§ **WHAT IS BEING ASKED**
Of all the lines here, how many include the string "that"? Answer with the number only.

— Start SOURCE RECORDS —

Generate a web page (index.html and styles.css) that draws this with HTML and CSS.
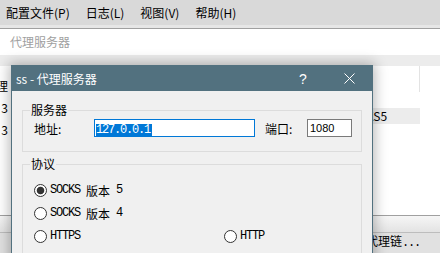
FILE: index.html
```html
<!DOCTYPE html>
<html lang="zh-CN">
<head>
<meta charset="utf-8">
<title>代理服务器</title>
<link rel="stylesheet" href="styles.css">
</head>
<body>
<div class="menubar">
  <span>配置文件(P)</span><span>日志(L)</span><span>视图(V)</span><span>帮助(H)</span>
</div>
<div class="menu-band"></div>
<div class="panel-title">代理服务器</div>
<div class="work">
  <div class="list">
    <div class="lcol">
      <div class="litem"><span>代理</span></div>
      <div class="litem"><span>3</span></div>
      <div class="litem"><span>3</span></div>
    </div>
    <div class="lmain"></div>
    <div class="rlist">
      <div class="lrow head">
        <div class="lc hsep"></div>
        <div class="lc"></div>
      </div>
      <div class="lrow">
        <div class="lc"></div>
        <div class="lc"></div>
      </div>
      <div class="lrow sel">
        <div class="lc"><span>SOCKS5</span></div>
        <div class="lc blank"></div>
      </div>
    </div>
  </div>
  <div class="strip"></div>
  <div class="footer"><span>代理链<span class="mono">...</span></span></div>

  <div class="dialog">
    <div class="dlg-title">
      <span class="t">ss - 代理服务器</span>
      <span class="tbtn q">?</span>
      <span class="tbtn">
        <svg width="11" height="11" viewBox="0 0 11 11"><path d="M0.5 0.5L10.5 10.5M10.5 0.5L0.5 10.5" stroke="#fff" stroke-width="1" fill="none"/></svg>
      </span>
    </div>
    <div class="dlg-body">
      <fieldset class="group g1">
        <legend>服务器</legend>
        <div class="row">
          <span class="lbl1">地址:</span>
          <span class="in1"><span class="selt">127.0.0.1</span></span>
          <span class="lbl2">端口:</span>
          <span class="in2">1080</span>
        </div>
      </fieldset>
      <fieldset class="group g2">
        <legend>协议</legend>
        <div class="radios">
          <div class="radio wide"><span class="rc on"></span><span class="mono">SOCKS </span><span>版本</span><span class="mono"> 5</span></div>
          <div class="radio wide"><span class="rc"></span><span class="mono">SOCKS </span><span>版本</span><span class="mono"> 4</span></div>
          <div class="radio"><span class="rc"></span><span class="mono">HTTPS</span></div>
          <div class="radio"><span class="rc"></span><span class="mono">HTTP</span></div>
        </div>
      </fieldset>
    </div>
  </div>
</div>
</body>
</html>
```

FILE: styles.css
```css
* { box-sizing: border-box; }
html, body { margin: 0; padding: 0; }
body {
  width: 440px;
  height: 253px;
  overflow: hidden;
  background: #f0f0f0;
  font-family: "Noto Sans CJK SC", "Noto Sans", sans-serif;
  font-size: 12px;
  color: #000;
}
.mono {
  font-family: "Liberation Mono", "Noto Sans CJK SC", monospace;
  letter-spacing: -1.2px;
  white-space: pre;
}
.menubar {
  height: 25px;
  padding: 1px 6px 0;
  display: flex;
  gap: 16px;
  line-height: 24px;
  background: #d9d9d9;
  white-space: nowrap;
}
.menu-band {
  height: 4px;
  background: #e6e6e6;
  border-bottom: 1px solid #a0a0a0;
}
.panel-title {
  height: 26px;
  line-height: 26px;
  background: #fff;
  color: #a0a0a0;
  padding-left: 10px;
}
.work {
  position: relative;
  height: 198px;
  padding-top: 11px;
  background: #ececec;
}
.list {
  height: 150px;
  background: #fff;
  border-bottom: 1px solid #a0a0a0;
  display: flex;
  overflow: hidden;
}
.lcol {
  width: 8px;
  padding-top: 9px;
  display: flex;
  flex-direction: column;
}
.litem {
  height: 22px;
  line-height: 22px;
  display: flex;
  justify-content: flex-end;
  overflow: hidden;
  white-space: nowrap;
}
.lmain { flex: 1; }
.rlist {
  width: 98px;
  display: flex;
  flex-direction: column;
}
.lrow {
  display: grid;
  grid-template-columns: 78px 1fr;
  height: 16px;
  line-height: 16px;
}
.lrow.head { height: 26px; }
.lc { overflow: hidden; white-space: nowrap; }
.hsep { border-right: 1px solid #e3e3e3; }
.lrow.sel .lc:not(.blank) { background: #ececec; }
.strip {
  height: 17px;
  background: linear-gradient(#f6f6f6, #e3e3e3);
  border-bottom: 1px solid #bdbdbd;
}
.footer {
  height: 20px;
  background: #e1e1e1;
  display: flex;
  justify-content: flex-end;
  padding-right: 20px;
  line-height: 16px;
}

/* dialog window */
.dialog {
  position: absolute;
  left: 11px;
  top: 10px;
  width: 362px;
  height: 200px;
  border: 1px solid #52717f;
  background: #f0f0f0;
  box-shadow: 0 0 12px 2px rgba(0, 0, 0, 0.28);
}
.dlg-title {
  height: 25px;
  background: #52717f;
  color: #fff;
  display: flex;
  align-items: center;
}
.dlg-title .t { flex: 1; padding-left: 4px; line-height: 25px; white-space: pre; }
.tbtn {
  width: 46px;
  height: 25px;
  display: flex;
  align-items: center;
  justify-content: center;
}
.tbtn.q { font-family: "Liberation Sans", sans-serif; font-size: 14px; }
.dlg-body { padding: 12px 10px 0 10px; }
.group {
  margin: 0;
  min-width: 0;
  border: 1px solid #dcdcdc;
}
.group legend {
  margin-left: -4px;
  padding: 0 1px;
  line-height: 14px;
}
.g1 { padding: 2px 0 14px 11px; }
.g2 { margin-top: 5px; padding: 8px 0 20px 11px; }
.row { display: flex; align-items: center; height: 18px; }
.lbl1 { width: 60px; }
.in1 {
  width: 161px;
  height: 18px;
  border: 1px solid #0078d7;
  background: #fff;
  padding: 2px 1px;
  line-height: 12px;
}
.selt {
  display: inline-block;
  background: #0078d7;
  color: #fff;
  font-family: "Liberation Mono", monospace;
  font-size: 12px;
  line-height: 12px;
  letter-spacing: -1.2px;
  padding-right: 2px;
}
.lbl2 { margin-left: 10px; width: 42px; }
.in2 {
  width: 45px;
  height: 18px;
  border: 1px solid #7a7a7a;
  background: #fff;
  padding: 0 2px;
  font-family: "Liberation Sans", sans-serif;
  font-size: 11px;
  line-height: 16px;
}
.radios {
  display: grid;
  grid-template-columns: 190px 1fr;
  grid-auto-rows: 22px;
  row-gap: 1px;
}
.radio { display: flex; align-items: center; white-space: pre; }
.radio.wide { grid-column: 1 / -1; }
.rc {
  flex: none;
  width: 13px;
  height: 13px;
  margin-right: 3px;
  border: 1px solid #333;
  border-radius: 50%;
  background: #fff;
}
.rc.on { background: radial-gradient(circle, #333 0 3.4px, #fff 4.2px); }
```
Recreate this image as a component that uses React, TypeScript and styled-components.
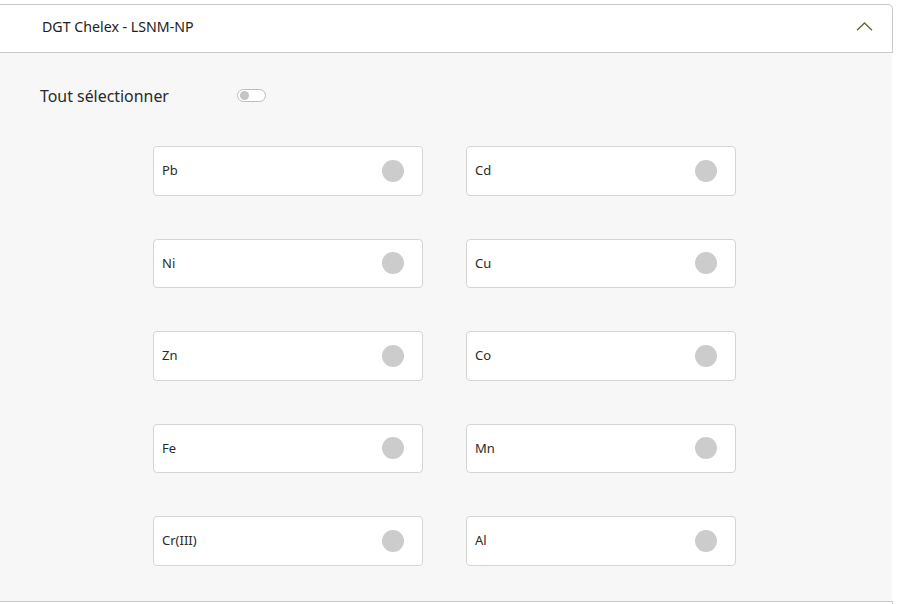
import React, { useState } from "react";
import styled, { createGlobalStyle } from "styled-components";

const colors = {
  line: "#c9c9c9",
  cardLine: "#d4d4d4",
  bodyBg: "#f7f7f7",
  text: "#222222",
  dot: "#cccccc",
  olive: "#5b6b2c",
};

const elements = ["Pb", "Cd", "Ni", "Cu", "Zn", "Co", "Fe", "Mn", "Cr(III)", "Al"];

const GlobalStyle = createGlobalStyle`
  html, body {
    margin: 0;
    padding: 0;
    background: #ffffff;
    font-family: "Noto Sans", "Open Sans", sans-serif;
    color: ${colors.text};
  }
`;

const Toggle = ({ on, onClick }: { on: boolean; onClick: () => void }) => (
  <StyledToggle type="button" $on={on} onClick={onClick} aria-pressed={on}>
    <span className="toggle__knob" />
  </StyledToggle>
);

const ElementCard = ({ name }: { name: string }) => (
  <StyledCard>
    <span className="card__name">{name}</span>
    <span className="card__dot" />
  </StyledCard>
);

const App = () => {
  const [all, setAll] = useState(false);

  return (
    <>
      <GlobalStyle />
      <Panel>
        <Header>
          <span className="header__title">DGT Chelex - LSNM-NP</span>
          <svg width="17" height="9" viewBox="0 0 17 9" fill="none">
            <path d="M1 8.2L8.5 1L16 8.2" stroke={colors.olive} strokeWidth="1.3" />
          </svg>
        </Header>
        <Body>
          <SelectRow>
            <span className="select__label">Tout sélectionner</span>
            <Toggle on={all} onClick={() => setAll(!all)} />
          </SelectRow>
          <CardGrid>
            {elements.map((el) => (
              <ElementCard key={el} name={el} />
            ))}
          </CardGrid>
        </Body>
        <NextItem />
      </Panel>
    </>
  );
};

export default App;

const Panel = styled.section`
  width: 893px;
  height: 600px;
  margin-top: 4px;
  overflow: hidden;
`;

const Header = styled.div`
  height: 47px;
  box-sizing: content-box;
  display: flex;
  align-items: center;
  justify-content: space-between;
  padding: 0 19px 0 42px;
  background: #ffffff;
  border-top: 1px solid ${colors.line};
  border-right: 1px solid ${colors.line};
  border-bottom: 1px solid ${colors.line};
  border-top-right-radius: 5px;

  & .header__title {
    font-size: 14.2px;
    line-height: 20px;
    margin-top: -3px;
  }

  & svg {
    margin-top: -4px;
  }
`;

const Body = styled.div`
  width: 892px;
  height: 548px;
  box-sizing: border-box;
  padding: 33px 0 0 40px;
  background: ${colors.bodyBg};
`;

const SelectRow = styled.div`
  display: flex;
  align-items: center;
  height: 20px;

  & .select__label {
    width: 197px;
    font-size: 15.9px;
    line-height: 20px;
    color: #2a2a2a;
  }
`;

const StyledToggle = styled.button<{ $on: boolean }>`
  position: relative;
  width: 29px;
  height: 13px;
  padding: 0;
  margin: -1px 0 0;
  border: 1px solid #bdbdbd;
  border-radius: 7px;
  background: #ffffff;
  cursor: pointer;

  & .toggle__knob {
    position: absolute;
    top: 1px;
    left: ${(p) => (p.$on ? "17px" : "2px")};
    width: 9px;
    height: 9px;
    border-radius: 50%;
    background: ${(p) => (p.$on ? colors.olive : "#c4c4c4")};
  }
`;

const CardGrid = styled.div`
  display: grid;
  grid-template-columns: 270px 270px;
  column-gap: 43px;
  row-gap: 43px;
  margin: 40px 0 0 113px;
`;

const StyledCard = styled.div`
  height: 49.5px;
  box-sizing: border-box;
  display: flex;
  align-items: center;
  justify-content: space-between;
  padding: 0 18px 0 8px;
  background: #ffffff;
  border: 1px solid ${colors.cardLine};
  border-radius: 4px;

  & .card__name {
    font-size: 13px;
    line-height: 18px;
    color: #2a2a2a;
    margin-top: -1px;
  }

  & .card__dot {
    width: 22px;
    height: 22px;
    border-radius: 50%;
    background: ${colors.dot};
  }
`;

const NextItem = styled.div`
  height: 48px;
  border-top: 1px solid ${colors.line};
  border-right: 1px solid ${colors.line};
`;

— End SOURCE RECORDS —

§ **COMPLETED TASK**
2